Las corporaciones agrícolas alientan la inmigración ilegal, de la que también se surten; establecen prácticas laborales propias de negreros: el furgón que recoge de madrugada a los trabajadores en una plaza y los elige por su apariencia de fuerza o docilidad, y extraen sus ganancias de un territorio en el que no reinvierten, pues en muchos casos van a parar a manos de accionistas extranjeros.
Más PIB, menos bienestar
Así, tenemos un modelo productivo con una divergencia creciente entre PIB y bienestar: cuanto más agua para la agricultura, más inmigración; cuanta más inmigración, más presión poblacional; cuanta más población, más previsible aumento de la delincuencia, pues la pobreza incrementa los casos por razones de necesidad.
Los inmigrantes ayudan a sostener el sistema de pensiones, pero a la vez contribuyen a congestionar la educación y la sanidad (que muy legítimamente usan), sin que los beneficiarios de este modelo económico aporten a las Administraciones por las distorsiones que generan.
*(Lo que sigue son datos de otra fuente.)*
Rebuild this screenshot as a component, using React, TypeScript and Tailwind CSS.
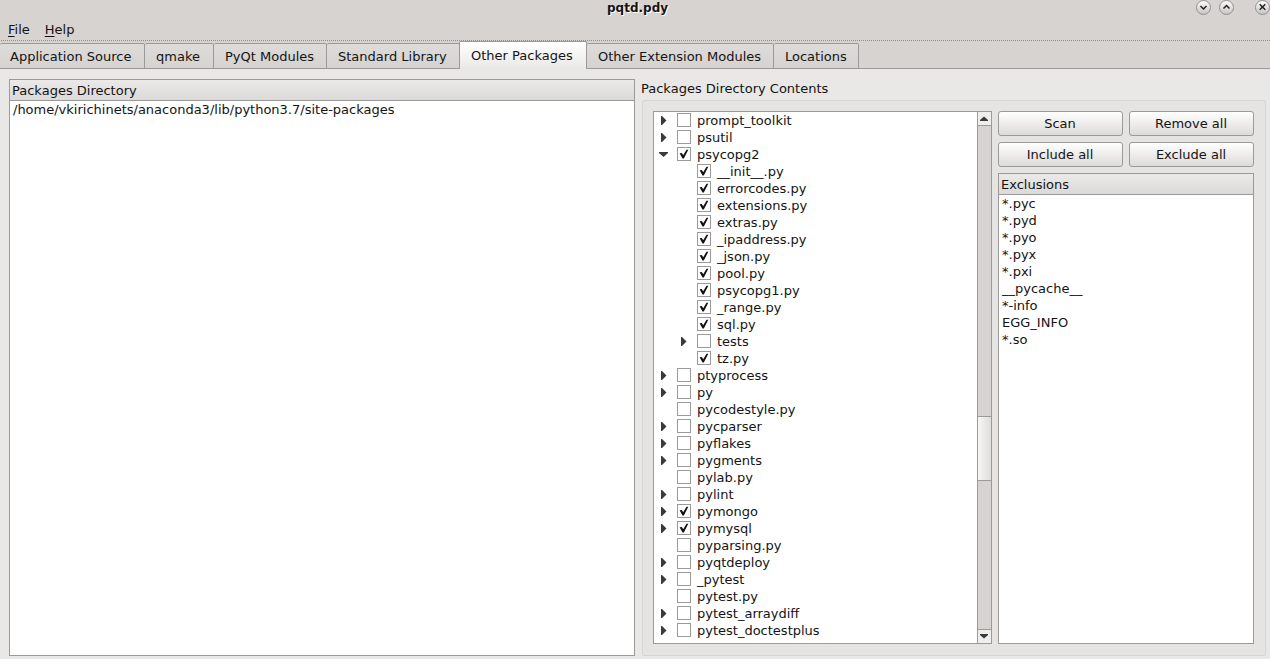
import React from "react";

type Node = { name: string; depth?: number; checked?: boolean; arrow?: "right" | "down" };

const nodes: Node[] = [
  { name: "prompt_toolkit", arrow: "right" },
  { name: "psutil", arrow: "right" },
  { name: "psycopg2", arrow: "down", checked: true },
  { name: "__init__.py", depth: 1, checked: true },
  { name: "errorcodes.py", depth: 1, checked: true },
  { name: "extensions.py", depth: 1, checked: true },
  { name: "extras.py", depth: 1, checked: true },
  { name: "_ipaddress.py", depth: 1, checked: true },
  { name: "_json.py", depth: 1, checked: true },
  { name: "pool.py", depth: 1, checked: true },
  { name: "psycopg1.py", depth: 1, checked: true },
  { name: "_range.py", depth: 1, checked: true },
  { name: "sql.py", depth: 1, checked: true },
  { name: "tests", depth: 1, arrow: "right" },
  { name: "tz.py", depth: 1, checked: true },
  { name: "ptyprocess", arrow: "right" },
  { name: "py", arrow: "right" },
  { name: "pycodestyle.py" },
  { name: "pycparser", arrow: "right" },
  { name: "pyflakes", arrow: "right" },
  { name: "pygments", arrow: "right" },
  { name: "pylab.py" },
  { name: "pylint", arrow: "right" },
  { name: "pymongo", arrow: "right", checked: true },
  { name: "pymysql", arrow: "right", checked: true },
  { name: "pyparsing.py" },
  { name: "pyqtdeploy", arrow: "right" },
  { name: "_pytest", arrow: "right" },
  { name: "pytest.py" },
  { name: "pytest_arraydiff", arrow: "right" },
  { name: "pytest_doctestplus", arrow: "right" },
];

const exclusions = ["*.pyc", "*.pyd", "*.pyo", "*.pyx", "*.pxi", "__pycache__", "*-info", "EGG_INFO", "*.so"];

const tabs = [
  { label: "Application Source", width: "w-[145px] pl-[10px]" },
  { label: "qmake", width: "w-[69px] pl-[11px]" },
  { label: "PyQt Modules", width: "w-[113px] pl-[11px]" },
  { label: "Standard Library", width: "w-[133px] pl-[11px]" },
  { label: "Other Packages", width: "w-[128px] pl-[11px]", active: true },
  { label: "Other Extension Modules", width: "w-[187px] pl-[11px]" },
  { label: "Locations", width: "w-[85px] pl-[11px]" },
];

function TreeRow({ name, depth = 0, checked, arrow }: Node) {
  return (
    <div className={`flex h-[17px] shrink-0 items-start ${depth ? "pl-[23px]" : "pl-[3px]"}`}>
      <svg width="20" height="17" className="shrink-0" fill="#3a3a3a">
        {arrow === "right" && <path d="M4 4h1l4.5 4.5L5 13H4z" />}
        {arrow === "down" && <path d="M2 6h9v1l-4.5 4L2 7z" />}
      </svg>
      <svg width="14" height="14" className="mt-px mr-[6px] shrink-0">
        <rect x="0.5" y="0.5" width="13" height="13" fill="#fff" stroke="#9c9a98" />
        {checked && <path d="M2.6 6.2L4.8 6L6.2 8.2L9.5 2.8L11.3 2.8L6.8 11.4L5.5 11.4Z" fill="#111" />}
      </svg>
      <span className="leading-[17px]">{name}</span>
    </div>
  );
}

function WindowButton({ d, className }: { d: string; className?: string }) {
  return (
    <svg width="16" height="16" className={`shrink-0 ${className ?? ""}`}>
      <circle cx="7.5" cy="7.5" r="7" fill="url(#knob)" stroke="#92908e" strokeWidth="1" />
      <path d={d} fill="none" stroke="#222" strokeWidth="1.5" />
    </svg>
  );
}

function PushButton({ label }: { label: string }) {
  return (
    <button className="h-[25px] w-[125px] rounded-[3px] border border-[#9c9a98] bg-linear-to-b from-white to-[#dddbd9] pt-px pr-px leading-[22px]">
      {label}
    </button>
  );
}

function PaneHeader({ label }: { label: string }) {
  return (
    <div className="h-[21px] shrink-0 border-b border-[#9c9a98] bg-linear-to-b from-[#ebeae8] to-[#dbdad8] pl-[2px] leading-[21px]">
      {label}
    </div>
  );
}

export default function App() {
  return (
    <div className="flex h-[659px] w-[1270px] flex-col overflow-hidden bg-[#e9e8e6] font-['DejaVu_Sans',sans-serif] text-[13px] whitespace-nowrap text-[#141414]">
      <svg width="0" height="0" className="absolute">
        <defs>
          <linearGradient id="knob" x1="0" y1="0" x2="0" y2="1">
            <stop offset="0" stopColor="#fff" />
            <stop offset="1" stopColor="#c5c2bf" />
          </linearGradient>
        </defs>
      </svg>
      <header className="flex h-[40px] shrink-0 flex-col bg-[#d7d3d0]">
        <div className="flex h-[20px] items-start">
          <div className="w-[607px]" />
          <h1 className="flex-1 text-[12px] leading-[16px] font-bold [text-shadow:1px_1px_0_#fff]">pqtd.pdy</h1>
          <WindowButton className="mr-[7px]" d="M4.5 6l3 3l3-3" />
          <WindowButton className="mr-[20px]" d="M4.5 8.5l3-3l3 3" />
          <WindowButton className="-mr-px" d="M4.7 4.2l5.6 5.6M10.3 4.2l-5.6 5.6" />
        </div>
        <nav className="flex h-[20px] gap-[15px] pl-[8px] leading-[20px]">
          <span><span className="underline decoration-1 underline-offset-[2px] [text-decoration-skip-ink:none]">F</span>ile</span>
          <span><span className="underline decoration-1 underline-offset-[2px] [text-decoration-skip-ink:none]">H</span>elp</span>
        </nav>
      </header>
      <div className="flex h-[29px] shrink-0 flex-col bg-[#d7d3d0]">
        <div className="h-px shrink-0 bg-[repeating-linear-gradient(90deg,#d7d3d0_0_1px,#8f8d8b_1px_2px)]" />
        <div className="flex h-[28px] items-end">
          {tabs.map((t) =>
            t.active ? (
              <div key={t.label} className={`-ml-px h-[28px] rounded-t-[2px] border border-b-0 border-[#9c9a98] bg-linear-to-b from-white to-[#e9e8e6] leading-[27px] ${t.width}`}>
                {t.label}
              </div>
            ) : (
              <div key={t.label} className={`h-[26px] rounded-t-[2px] border-t border-r border-b border-[#9c9a98] bg-linear-to-b from-[#dedcda] to-[#d5d2cf] leading-[25px] ${t.width}`}>
                {t.label}
              </div>
            ),
          )}
          <div className="h-px flex-1 bg-[#9c9a98]" />
        </div>
      </div>
      <main className="flex min-h-0 flex-1 pl-[9px]">
        <section className="mt-[10px] flex h-[577px] w-[626px] shrink-0 flex-col border border-[#9c9a98] bg-white">
          <PaneHeader label="Packages Directory" />
          <div className="pl-[3px] leading-[17px]">/home/vkirichinets/anaconda3/lib/python3.7/site-packages</div>
        </section>
        <section className="mt-[10px] ml-[6px] flex w-[625px] flex-col">
          <h2 className="h-[21px] shrink-0 leading-[19px]">Packages Directory Contents</h2>
          <div className="ml-px flex h-[556px] gap-[6px] rounded-[2px] border border-[#d7d5d3] bg-[#e6e4e2] pt-[10px] pl-[10px]">
            <div className="flex h-[533px] w-[339px] border border-[#9c9a98] bg-white">
              <div className="flex flex-1 flex-col overflow-hidden">
                {nodes.map((n) => <TreeRow key={n.name} {...n} />)}
              </div>
              <div className="flex w-[14px] flex-col border-l border-[#9c9a98] bg-[#d7d3d0]">
                <div className="flex h-[14px] justify-center border-b border-[#9c9a98] bg-[#efeeec]">
                  <svg width="13" height="13" fill="#3a3a3a"><path d="M2 9h8v-1L6 4.5L2 8z" /></svg>
                </div>
                <div className="h-[290px]" />
                <div className="h-[65px] border-y border-[#9c9a98] bg-linear-to-r from-[#f7f6f5] to-[#dfdddb]" />
                <div className="flex-1" />
                <div className="flex h-[14px] justify-center border-t border-[#9c9a98] bg-[#efeeec]">
                  <svg width="13" height="13" fill="#3a3a3a"><path d="M2 4h8v1L6 8.5L2 5z" /></svg>
                </div>
              </div>
            </div>
            <div className="flex w-[256px] flex-col">
              <div className="grid grid-cols-2 gap-[6px]">
                <PushButton label="Scan" />
                <PushButton label="Remove all" />
                <PushButton label="Include all" />
                <PushButton label="Exclude all" />
              </div>
              <div className="mt-[6px] flex h-[471px] flex-col border border-[#9c9a98] bg-white">
                <PaneHeader label="Exclusions" />
                {exclusions.map((e) => (
                  <div key={e} className="h-[17px] pl-[3px] leading-[17px]">{e}</div>
                ))}
              </div>
            </div>
          </div>
        </section>
      </main>
    </div>
  );
}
Por el contrario, los presupuestos públicos tienen que acudir a paliar los desastres estructurales provocados por unos pocos enriquecidos. Por si fuera poco, este esquema laboral conduce a abaratar también el salario de los trabajadores autóctonos, pues la tendencia es a nivelar por abajo.
A lo anterior hay que añadir que la segunda generación de inmigrantes, ya nativa en España, no aspira, como es natural, a vivir en la esclavitud de sus padres y no es fácil que encuentren el camino a las universidades, lo cual genera una masa desubicada y conflictiva. Los alcaldes piden más seguridad, pero esto es como mirar el dedo que señala la luna. La raíz de la cuestión es el modelo productivo.